An easy approach would be to approximate the situation by a model where every eligible member $n$ (i.e., every member that didn't win in the previous week) has a fixed, unknown chance $p_n$ of winning. So in this approximation, the number of prizes per week would not be fixed. If this is the case, then you can reduce the gaps to drawings of a geometrically distributed random variable by subtracting 2 from each of them (or 1 depending on your definition of the geometric distribution). You can then estimate $p_n$; an obvious choice would be the maximum likelihood estimator, which would be

$${\hat p}_n = \left( \frac{1}{k_n}\sum_{i=1}^{k_n} (G_{n,i} - 2) \right)^{-1},$$

where $G_{n,i}$ is the $i$th gap between successive winnings of player $n$, for $1 \leq i \leq k_n$; $k_n$ is the number of gaps known for player $n$, which in turn is the number of times $n$ has won minus one. I think this estimator is biased; I'm not sure what an appropriate correction factor would be. But if you have more than a few observations per player, you should be fine.
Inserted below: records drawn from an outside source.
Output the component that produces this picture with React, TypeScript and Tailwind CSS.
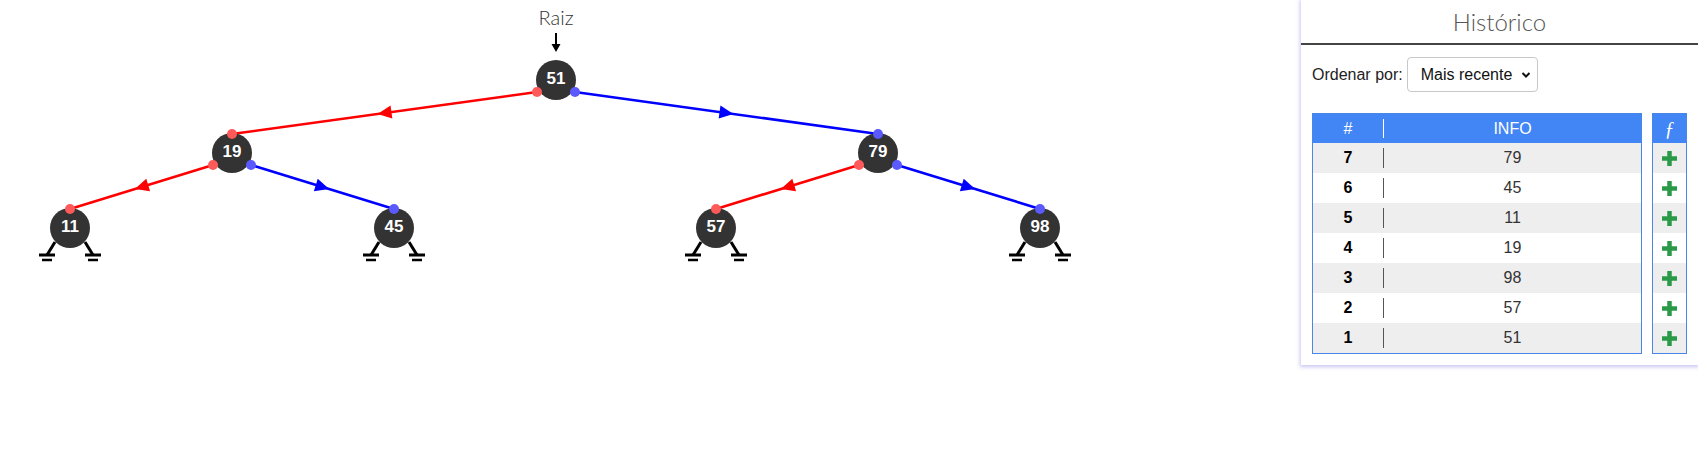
import React from 'react';

type TreeNode = { id: number; x: number; y: number };
type Edge = { from: TreeNode; to: TreeNode; side: 'left' | 'right' };

const L0 = 80;
const L1 = 153;
const L2 = 228;

const n51: TreeNode = { id: 51, x: 556, y: L0 };
const n19: TreeNode = { id: 19, x: 232, y: L1 };
const n79: TreeNode = { id: 79, x: 878, y: L1 };
const n11: TreeNode = { id: 11, x: 70, y: L2 };
const n45: TreeNode = { id: 45, x: 394, y: L2 };
const n57: TreeNode = { id: 57, x: 716, y: L2 };
const n98: TreeNode = { id: 98, x: 1040, y: L2 };

const nodes = [n51, n19, n79, n11, n45, n57, n98];
const leaves = [n11, n45, n57, n98];

const edges: Edge[] = [
  { from: n51, to: n19, side: 'left' },
  { from: n51, to: n79, side: 'right' },
  { from: n19, to: n11, side: 'left' },
  { from: n19, to: n45, side: 'right' },
  { from: n79, to: n57, side: 'left' },
  { from: n79, to: n98, side: 'right' },
];

const history = [
  [7, 79],
  [6, 45],
  [5, 11],
  [4, 19],
  [3, 98],
  [2, 57],
  [1, 51],
];

// seta no meio da aresta, apontando para o filho
const arrowPoints = (x1: number, y1: number, x2: number, y2: number) => {
  const mx = (x1 + x2) / 2;
  const my = (y1 + y2) / 2;
  const len = Math.hypot(x2 - x1, y2 - y1);
  const ux = (x2 - x1) / len;
  const uy = (y2 - y1) / len;
  const px = -uy;
  const py = ux;
  const tip = [mx + ux * 7, my + uy * 7];
  const b1 = [mx - ux * 7 + px * 6.5, my - uy * 7 + py * 6.5];
  const b2 = [mx - ux * 7 - px * 6.5, my - uy * 7 - py * 6.5];
  return `${tip[0]},${tip[1]} ${b1[0]},${b1[1]} ${b2[0]},${b2[1]}`;
};

const Ground = ({ x, y, dir }: { x: number; y: number; dir: 1 | -1 }) => (
  <g stroke="#000" strokeLinecap="butt">
    <line x1={x + dir * 15} y1={y + 14} x2={x + dir * 23} y2={y + 27} strokeWidth={3} />
    <line x1={x + dir * 15} y1={y + 27} x2={x + dir * 31} y2={y + 27} strokeWidth={3} />
    <line x1={x + dir * 18} y1={y + 32} x2={x + dir * 28} y2={y + 32} strokeWidth={2.5} />
  </g>
);

const TreeCanvas = () => (
  <svg width={1301} height={300} className="block">
    <text
      x={556}
      y={25}
      textAnchor="middle"
      fontSize={20}
      fontWeight={300}
      fill="#333"
      fontFamily="Lato, 'Open Sans', sans-serif"
    >
      Raiz
    </text>
    <line x1={556} y1={33} x2={556} y2={45} stroke="#000" strokeWidth={2} />
    <polygon points="551.5,44 560.5,44 556,52" fill="#000" />

    {edges.map((e, i) => {
      const dir = e.side === 'left' ? -1 : 1;
      const x1 = e.from.x + dir * 19;
      const y1 = e.from.y + 12;
      const x2 = e.to.x;
      const y2 = e.to.y - 19;
      const color = e.side === 'left' ? '#ff0000' : '#0000ff';
      return (
        <g key={i}>
          <line x1={x1} y1={y1} x2={x2} y2={y2} stroke={color} strokeWidth={2.6} />
          <polygon points={arrowPoints(x1, y1, x2, y2)} fill={color} />
        </g>
      );
    })}

    {leaves.map((n) => (
      <g key={`g${n.id}`}>
        <Ground x={n.x} y={n.y} dir={-1} />
        <Ground x={n.x} y={n.y} dir={1} />
      </g>
    ))}

    {nodes.map((n) => (
      <g key={n.id}>
        <circle cx={n.x} cy={n.y} r={20} fill="#333" />
        <text
          x={n.x}
          y={n.y + 4}
          textAnchor="middle"
          fontSize={17}
          fontWeight={700}
          fill="#fff"
          fontFamily="'Liberation Sans', Arial, sans-serif"
        >
          {n.id}
        </text>
      </g>
    ))}

    {edges.map((e, i) => {
      const dir = e.side === 'left' ? -1 : 1;
      const dot = e.side === 'left' ? '#ff5a5a' : '#5a5aff';
      return (
        <g key={`d${i}`}>
          <circle cx={e.from.x + dir * 19} cy={e.from.y + 12} r={5} fill={dot} />
          <circle cx={e.to.x} cy={e.to.y - 19} r={5} fill={dot} />
        </g>
      );
    })}
  </svg>
);

const Plus = () => (
  <svg width={17} height={17} viewBox="0 0 17 17">
    <path d="M8.5 1v15M1 8.5h15" stroke="#2a9a48" strokeWidth={4.5} />
  </svg>
);

const HistoryPanel = () => (
  <div className="w-[397px] self-start bg-white shadow-[0_1px_4px_1px_rgba(110,110,220,0.4)] flex flex-col font-['Liberation_Sans',Arial,sans-serif]">
    <div className="h-[45px] flex items-center justify-center border-b-2 border-[#444] font-['Lato',sans-serif] font-light text-[24px] text-[#555]">
      Histórico
    </div>

    <div className="flex items-center gap-[4px] px-[11px] mt-[12px]">
      <span className="text-[16px] text-[#222]">Ordenar por:</span>
      <div className="relative w-[131px] h-[35px] border border-[#c8c8c8] rounded-[4px] bg-white">
        <select className="appearance-none w-full h-full bg-transparent pl-[13px] text-[16px] text-[#111] outline-none">
          <option>Mais recente</option>
        </select>
        <svg
          className="absolute right-[6px] top-[13px] pointer-events-none"
          width={10}
          height={8}
          viewBox="0 0 10 8"
        >
          <path d="M1.5 2l3.5 3.5L8.5 2" stroke="#111" strokeWidth={2} fill="none" />
        </svg>
      </div>
    </div>

    <div className="flex gap-[10px] px-[11px] mt-[21px] pb-[11px]">
      <div className="flex-1 border border-[#4a86e8]">
        <div className="h-[29px] bg-[#4285f4] flex items-center text-white text-[16px]">
          <div className="w-[70px] text-center">#</div>
          <div className="w-px h-[19px] bg-white" />
          <div className="flex-1 text-center">INFO</div>
        </div>
        {history.map(([n, v], i) => (
          <div
            key={n}
            className={`h-[30px] flex items-center text-[16px] ${i % 2 === 0 ? 'bg-[#eeeeee]' : 'bg-white'}`}
          >
            <div className="w-[70px] text-center font-bold text-black">{n}</div>
            <div className="w-px h-[20px] bg-[#555]" />
            <div className="flex-1 text-center text-[#333]">{v}</div>
          </div>
        ))}
      </div>

      <div className="w-[35px] border border-[#4a86e8]">
        <div className="h-[29px] bg-[#4285f4] flex items-center justify-center text-white italic text-[20px] font-['Liberation_Serif',serif]">
          ƒ
        </div>
        {history.map(([n], i) => (
          <div
            key={n}
            className={`h-[30px] flex items-center justify-center ${i % 2 === 0 ? 'bg-[#eeeeee]' : 'bg-white'}`}
          >
            <Plus />
          </div>
        ))}
      </div>
    </div>
  </div>
);

export default function App() {
  return (
    <div className="flex w-[1698px] h-[475px] bg-white">
      <div className="flex-1">
        <TreeCanvas />
      </div>
      <HistoryPanel />
    </div>
  );
}
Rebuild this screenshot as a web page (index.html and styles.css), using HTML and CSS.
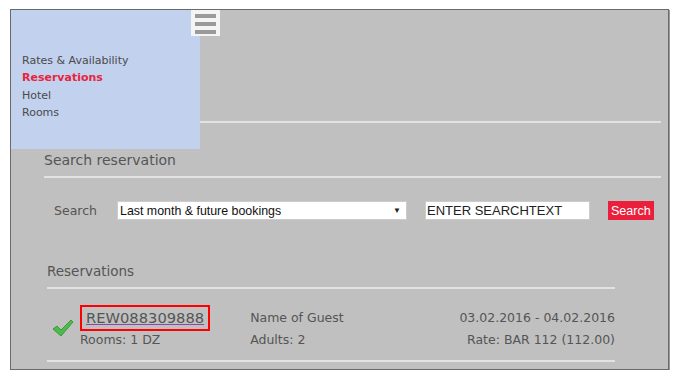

However, from the data that you give, using the analysis of @whuber in the other answer, I would think that the effect of "luck" is substantially greater than the true differences in $p_n$s. This means that the quality of the information you get out of this or any other estimation method will be rather poor until you have many years of data for constant $p_n$ - if someone has a low $\hat p_n$, that means that the likelihood of having a low actual $p_n$ is only marginally larger than for members with a high $\hat p_n$.

Note also that if you get new members, then everybody's $p_n$ changes. It would probably be possible to take this into account by a scaling factor, but I don't immediately see how.